Geral
Insensatez em marcha
Rogério Furquim Werneck, O Globo
Há poucos meses era algo que apenas se entrevia. Agora, já não há mais espaço para dúvida. Está havendo uma guinada muito clara na política econômica do governo. Mudaram os objetivos, o discurso e o estilo da condução da política econômica. E, à medida que a percepção da mudança se dissemina, o próprio debate econômico vem tomando outra forma. Ideias equivocadas, que pareciam afastadas para sempre do cerne do debate econômico nacional, voltaram a ter livre curso na mídia, brandidas com deprimente convicção.

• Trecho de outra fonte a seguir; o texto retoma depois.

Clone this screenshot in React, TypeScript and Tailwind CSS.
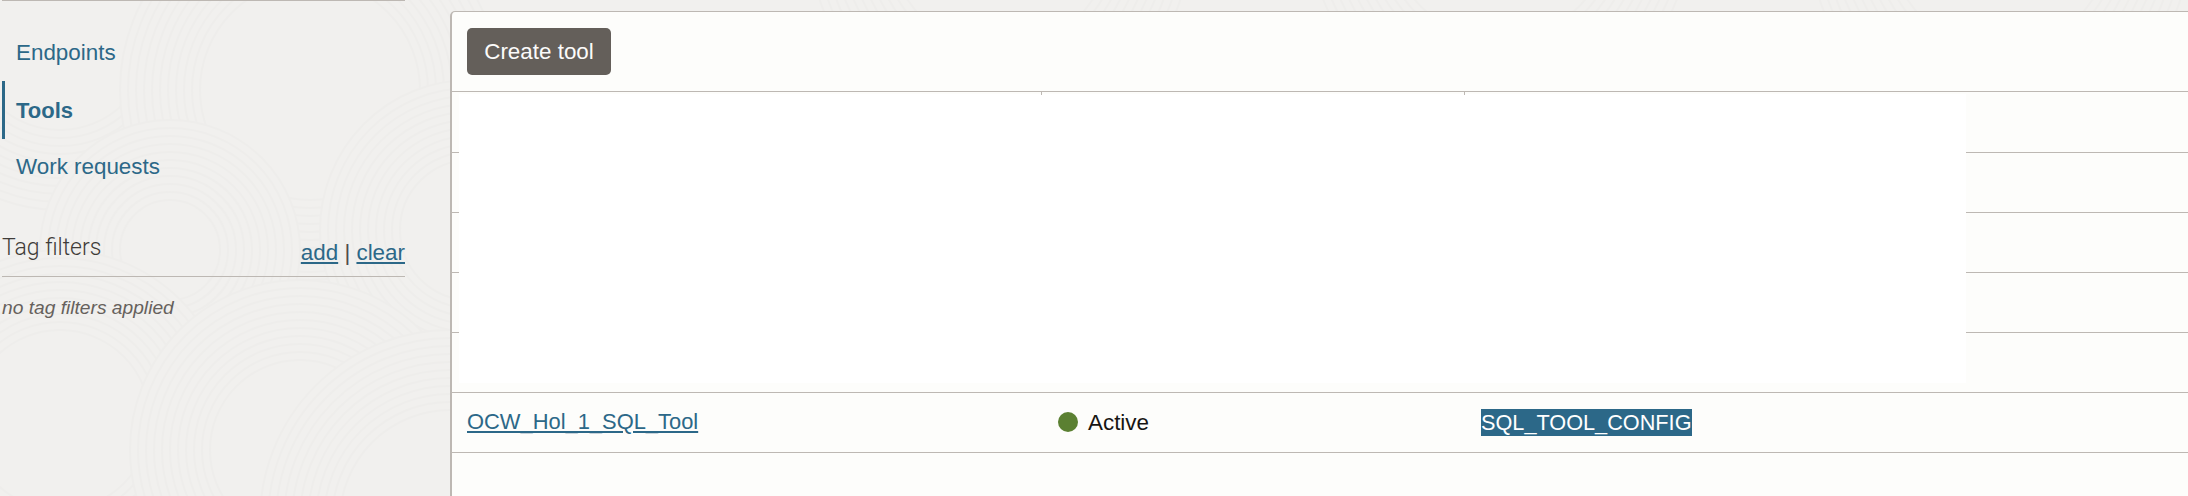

Em certos círculos, há até um clima de comemoração, quase de euforia, com o que vem sendo saudado como o abandono definitivo da forma de conduzir a política econômica que prevaleceu no país nos últimos 18 anos.
É uma guinada que vem sendo ensaiada desde 2005 e que, em boa medida, teve início efetivo na segunda parte do último mandato do presidente Lula. A diferença é que, até há pouco tempo, o governo tentava dissimular as mudanças e evitar quebras muito ostensivas de regras do jogo ou movimentos excessivamente bruscos na condução da política econômica. Parece já não haver essa preocupação. Mais uma vez, como em 2008-09, a crise mundial está sendo usada como pretexto. A ideia é que, com as economias centrais engolfadas em dificuldades, o País precisa se precaver. E, nessas condições, vale tudo: passa a não existir pecado em nenhum dos dois lados do Equador.
A deterioração do ambiente externo, por mais preocupante que seja, não é justificativa para improvisação, casuismo e arbitrariedade. Muito pelo contrário. É exatamente quando o quadro fica mais adverso e as possibilidades se estreitam, que a manutenção de uma política econômica coerente, crível e previsível se torna mais necessária. Convencido de que havia alta probabilidade de que o país se defrontasse, até o fim do ano, com rápida deterioração do quadro econômico na Europa, o desafio que o Banco Central tinha pela frente era fazer a correção devida na política monetária, mantendo ancoradas as expectativas inflacionárias e preservando a credibilidade da política de metas para inflação. Isso teria exigido correção de rumo mais cuidadosa. Certamente mais suave do que a que, afinal, se viu.
O movimento brusco, ao arrepio de regras básicas de condução da política de metas, teve custo gigantesco em termos de perda de credibilidade e deixou as expectativas inflacionárias completamente desancoradas. O que se espera agora é que a inflação convirja para a meta apenas em 2013. Há pela frente, portanto, um período longo durante o qual reajustes de preços e salários estarão pautados por expectativas de inflação preocupantemente altas. O que deve dificultar ainda mais a lenta convergência da inflação à meta.
Tendo feito aposta tão pesada na deterioração do quadro econômico mundial, o Banco Central, coadjuvado pela Fazenda, se vê agora obrigado a reiterar a cada dia a extensão de sua preocupação com a situação externa. Em contraste com 2008, quando prometeu que tudo não passaria de simples marolinha, o governo se vê compelido a fazer alertas diários sobre a possibilidade de um maremoto. Sobrevenha ou não o quadro externo catastrófico, o certo é que o discurso catastrofista do governo vem tendo um efeito antecipado avassalador sobre decisões de investimento. O que talvez venha a ser visto como uma forma criativa, ainda que não intencional, de contenção da demanda agregada.
É curioso que, não obstante todo o propalado pessimismo do governo com a deterioração do quadro externo, a Fazenda e o Banco Central não conseguiram esconder sua surpresa com a rápida depreciação da taxa de câmbio observada nas últimas semanas. E até hoje recusam-se a reconhecer que esse movimento desestabilizador do câmbio pode ter sido, em boa parte, simples decorrência de efeito colateral da imposição de IOF sobre derivativos. A medida já não faz mais sentido, se é que chegou a fazer. Mas, tendo improvisado, o governo não quer dar o braço a torcer. O pior da improvisação é a ocultação dos seus custos.